- _Instructions for the task_
Of all the lines in the records below, how many hold the word "this"? Give the number alone.

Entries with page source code
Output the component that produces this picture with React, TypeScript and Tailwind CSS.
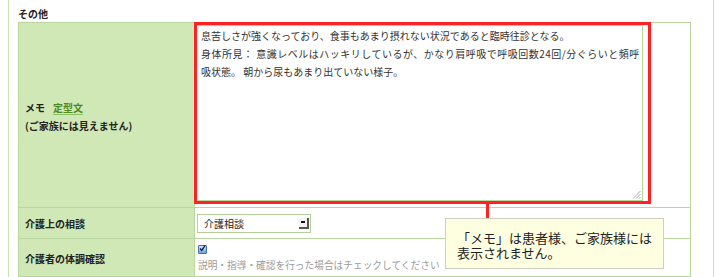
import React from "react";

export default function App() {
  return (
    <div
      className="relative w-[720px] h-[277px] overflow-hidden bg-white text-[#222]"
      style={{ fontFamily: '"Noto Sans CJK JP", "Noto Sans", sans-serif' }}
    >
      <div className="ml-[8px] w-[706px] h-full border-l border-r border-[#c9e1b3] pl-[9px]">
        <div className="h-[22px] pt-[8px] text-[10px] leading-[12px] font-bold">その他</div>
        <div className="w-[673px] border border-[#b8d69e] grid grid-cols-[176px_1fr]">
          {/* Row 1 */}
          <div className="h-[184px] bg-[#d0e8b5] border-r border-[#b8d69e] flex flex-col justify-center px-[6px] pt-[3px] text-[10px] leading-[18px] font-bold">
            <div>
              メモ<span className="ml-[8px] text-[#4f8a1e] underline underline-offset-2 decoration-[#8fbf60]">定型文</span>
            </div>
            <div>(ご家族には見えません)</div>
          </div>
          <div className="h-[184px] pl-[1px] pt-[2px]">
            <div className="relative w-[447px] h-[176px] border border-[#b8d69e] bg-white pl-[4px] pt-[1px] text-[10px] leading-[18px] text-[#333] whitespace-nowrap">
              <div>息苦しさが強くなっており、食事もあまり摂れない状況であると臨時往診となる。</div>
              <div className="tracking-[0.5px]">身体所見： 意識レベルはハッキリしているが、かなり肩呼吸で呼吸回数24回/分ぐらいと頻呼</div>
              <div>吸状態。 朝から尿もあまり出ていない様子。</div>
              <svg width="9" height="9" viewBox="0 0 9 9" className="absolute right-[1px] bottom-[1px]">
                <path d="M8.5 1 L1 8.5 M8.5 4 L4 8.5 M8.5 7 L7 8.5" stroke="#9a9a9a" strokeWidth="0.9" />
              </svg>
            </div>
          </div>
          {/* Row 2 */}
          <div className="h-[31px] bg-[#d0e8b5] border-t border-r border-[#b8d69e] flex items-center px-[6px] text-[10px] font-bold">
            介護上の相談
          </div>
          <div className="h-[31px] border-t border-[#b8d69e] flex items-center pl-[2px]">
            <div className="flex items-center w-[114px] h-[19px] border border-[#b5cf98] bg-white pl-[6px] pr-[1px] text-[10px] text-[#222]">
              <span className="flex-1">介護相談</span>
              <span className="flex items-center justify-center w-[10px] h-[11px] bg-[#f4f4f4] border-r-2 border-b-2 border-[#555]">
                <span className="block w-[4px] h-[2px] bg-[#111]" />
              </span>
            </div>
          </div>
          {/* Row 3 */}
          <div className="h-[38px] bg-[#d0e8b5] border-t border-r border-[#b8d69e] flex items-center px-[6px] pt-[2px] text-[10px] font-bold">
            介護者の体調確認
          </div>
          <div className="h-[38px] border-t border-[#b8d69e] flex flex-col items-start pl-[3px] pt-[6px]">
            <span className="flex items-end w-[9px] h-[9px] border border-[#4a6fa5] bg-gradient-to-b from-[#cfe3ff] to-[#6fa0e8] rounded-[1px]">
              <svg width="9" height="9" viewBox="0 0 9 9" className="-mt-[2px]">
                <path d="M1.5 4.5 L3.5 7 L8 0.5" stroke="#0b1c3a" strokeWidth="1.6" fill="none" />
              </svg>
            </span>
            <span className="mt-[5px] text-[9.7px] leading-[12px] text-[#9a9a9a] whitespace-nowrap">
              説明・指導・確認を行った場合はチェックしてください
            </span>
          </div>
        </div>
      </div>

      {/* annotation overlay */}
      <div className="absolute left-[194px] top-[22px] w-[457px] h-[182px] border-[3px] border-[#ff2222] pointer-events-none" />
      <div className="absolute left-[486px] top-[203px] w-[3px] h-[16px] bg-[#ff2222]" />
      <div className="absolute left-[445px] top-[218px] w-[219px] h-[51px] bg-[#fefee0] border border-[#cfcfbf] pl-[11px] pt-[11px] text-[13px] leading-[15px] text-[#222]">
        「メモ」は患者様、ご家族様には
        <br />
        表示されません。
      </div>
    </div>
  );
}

---

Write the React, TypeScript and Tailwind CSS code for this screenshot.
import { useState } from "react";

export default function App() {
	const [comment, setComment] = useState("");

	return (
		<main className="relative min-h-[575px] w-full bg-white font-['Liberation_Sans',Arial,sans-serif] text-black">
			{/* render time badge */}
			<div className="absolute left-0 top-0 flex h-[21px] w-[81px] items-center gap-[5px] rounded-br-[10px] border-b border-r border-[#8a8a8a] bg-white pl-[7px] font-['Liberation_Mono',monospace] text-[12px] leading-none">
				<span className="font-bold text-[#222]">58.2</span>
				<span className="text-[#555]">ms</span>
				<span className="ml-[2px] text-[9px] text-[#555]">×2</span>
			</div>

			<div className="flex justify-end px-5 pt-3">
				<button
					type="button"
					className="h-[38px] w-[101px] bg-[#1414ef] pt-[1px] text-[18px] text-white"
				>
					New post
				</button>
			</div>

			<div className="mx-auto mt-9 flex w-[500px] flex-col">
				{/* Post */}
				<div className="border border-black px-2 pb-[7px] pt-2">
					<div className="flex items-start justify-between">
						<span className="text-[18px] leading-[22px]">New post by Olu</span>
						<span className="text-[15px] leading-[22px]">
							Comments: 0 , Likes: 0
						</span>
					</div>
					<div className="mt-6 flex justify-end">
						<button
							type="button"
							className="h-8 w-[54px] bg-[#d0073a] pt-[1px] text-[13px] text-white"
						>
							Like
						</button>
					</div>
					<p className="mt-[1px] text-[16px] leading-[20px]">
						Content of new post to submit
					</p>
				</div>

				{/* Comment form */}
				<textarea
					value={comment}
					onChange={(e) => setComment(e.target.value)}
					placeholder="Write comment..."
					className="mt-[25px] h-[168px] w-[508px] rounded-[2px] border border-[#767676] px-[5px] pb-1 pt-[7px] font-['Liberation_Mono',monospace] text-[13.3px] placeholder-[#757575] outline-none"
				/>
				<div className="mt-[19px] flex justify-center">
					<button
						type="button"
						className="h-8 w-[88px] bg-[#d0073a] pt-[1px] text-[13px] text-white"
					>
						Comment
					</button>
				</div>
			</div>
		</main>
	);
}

---

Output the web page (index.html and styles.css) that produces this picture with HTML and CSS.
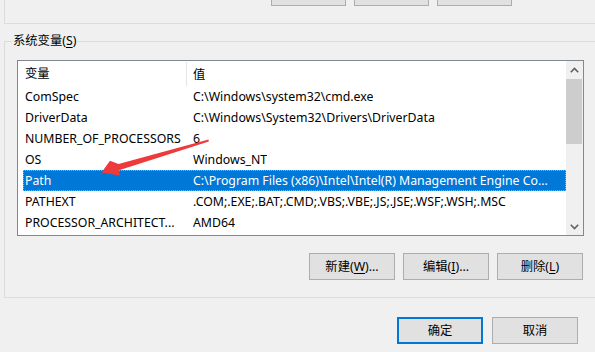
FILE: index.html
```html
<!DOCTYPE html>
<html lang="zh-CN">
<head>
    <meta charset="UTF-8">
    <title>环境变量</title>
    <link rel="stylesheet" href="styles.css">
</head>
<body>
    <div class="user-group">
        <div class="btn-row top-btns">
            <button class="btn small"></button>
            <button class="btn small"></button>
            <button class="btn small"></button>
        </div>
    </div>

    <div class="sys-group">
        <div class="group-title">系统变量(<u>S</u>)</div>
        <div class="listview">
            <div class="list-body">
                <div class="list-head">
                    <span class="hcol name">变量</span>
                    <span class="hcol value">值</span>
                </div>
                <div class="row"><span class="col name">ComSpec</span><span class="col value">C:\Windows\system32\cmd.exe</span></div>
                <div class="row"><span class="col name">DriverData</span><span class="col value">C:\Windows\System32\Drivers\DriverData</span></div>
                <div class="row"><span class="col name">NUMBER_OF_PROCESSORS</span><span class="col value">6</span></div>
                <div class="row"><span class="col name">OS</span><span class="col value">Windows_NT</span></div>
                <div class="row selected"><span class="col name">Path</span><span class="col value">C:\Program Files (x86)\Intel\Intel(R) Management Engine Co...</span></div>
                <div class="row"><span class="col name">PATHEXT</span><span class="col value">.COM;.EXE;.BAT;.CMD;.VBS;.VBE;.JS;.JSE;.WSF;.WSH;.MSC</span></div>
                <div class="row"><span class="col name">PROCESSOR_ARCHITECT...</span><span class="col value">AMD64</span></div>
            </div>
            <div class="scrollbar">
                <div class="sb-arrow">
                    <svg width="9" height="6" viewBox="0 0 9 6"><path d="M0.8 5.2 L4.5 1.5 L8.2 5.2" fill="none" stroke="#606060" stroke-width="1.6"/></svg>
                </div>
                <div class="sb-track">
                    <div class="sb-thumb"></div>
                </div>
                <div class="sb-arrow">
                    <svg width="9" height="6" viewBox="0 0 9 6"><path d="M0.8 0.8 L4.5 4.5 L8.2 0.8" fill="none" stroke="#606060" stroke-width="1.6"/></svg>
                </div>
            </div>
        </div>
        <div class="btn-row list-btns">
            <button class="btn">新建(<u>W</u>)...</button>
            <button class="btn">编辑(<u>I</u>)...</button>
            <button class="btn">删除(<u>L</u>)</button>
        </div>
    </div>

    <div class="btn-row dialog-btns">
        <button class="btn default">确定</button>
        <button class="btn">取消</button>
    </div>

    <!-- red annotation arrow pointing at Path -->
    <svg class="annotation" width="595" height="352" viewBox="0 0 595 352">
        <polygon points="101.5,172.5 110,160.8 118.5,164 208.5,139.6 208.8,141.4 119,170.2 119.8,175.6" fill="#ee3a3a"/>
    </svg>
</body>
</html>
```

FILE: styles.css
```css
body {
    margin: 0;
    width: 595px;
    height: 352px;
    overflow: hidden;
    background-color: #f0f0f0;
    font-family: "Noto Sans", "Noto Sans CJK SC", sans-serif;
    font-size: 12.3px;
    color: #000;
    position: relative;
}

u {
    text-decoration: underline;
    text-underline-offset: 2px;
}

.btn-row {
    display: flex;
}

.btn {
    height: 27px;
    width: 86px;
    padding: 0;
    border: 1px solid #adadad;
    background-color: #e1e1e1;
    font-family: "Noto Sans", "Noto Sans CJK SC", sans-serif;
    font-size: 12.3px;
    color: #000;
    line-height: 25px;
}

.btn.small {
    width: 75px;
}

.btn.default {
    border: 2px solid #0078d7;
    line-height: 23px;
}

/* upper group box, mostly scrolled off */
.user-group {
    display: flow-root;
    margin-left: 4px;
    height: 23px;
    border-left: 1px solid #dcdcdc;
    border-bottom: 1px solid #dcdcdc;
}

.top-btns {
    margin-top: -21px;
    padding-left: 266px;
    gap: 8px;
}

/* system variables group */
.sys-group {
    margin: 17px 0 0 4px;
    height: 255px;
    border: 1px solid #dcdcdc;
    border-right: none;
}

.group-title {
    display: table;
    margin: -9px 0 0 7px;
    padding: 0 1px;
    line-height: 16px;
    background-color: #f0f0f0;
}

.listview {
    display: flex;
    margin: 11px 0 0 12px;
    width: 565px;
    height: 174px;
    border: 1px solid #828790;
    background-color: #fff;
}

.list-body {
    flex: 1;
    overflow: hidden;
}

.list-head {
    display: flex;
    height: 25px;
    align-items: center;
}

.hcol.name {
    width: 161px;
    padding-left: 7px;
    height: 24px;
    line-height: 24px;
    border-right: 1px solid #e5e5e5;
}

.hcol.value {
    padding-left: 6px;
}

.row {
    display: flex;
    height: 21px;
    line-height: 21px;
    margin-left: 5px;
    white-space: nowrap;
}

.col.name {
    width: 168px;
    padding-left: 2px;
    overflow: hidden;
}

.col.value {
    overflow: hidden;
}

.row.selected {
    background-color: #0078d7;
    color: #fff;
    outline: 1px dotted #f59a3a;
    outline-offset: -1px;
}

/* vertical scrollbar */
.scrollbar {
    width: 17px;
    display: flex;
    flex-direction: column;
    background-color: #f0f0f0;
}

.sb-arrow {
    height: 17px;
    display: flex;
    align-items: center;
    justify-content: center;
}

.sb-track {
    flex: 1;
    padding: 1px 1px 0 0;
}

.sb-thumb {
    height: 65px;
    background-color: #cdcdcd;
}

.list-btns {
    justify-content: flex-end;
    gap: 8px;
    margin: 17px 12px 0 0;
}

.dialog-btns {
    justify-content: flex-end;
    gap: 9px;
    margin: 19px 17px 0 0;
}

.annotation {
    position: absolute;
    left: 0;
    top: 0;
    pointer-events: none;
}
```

- _Task solution_
3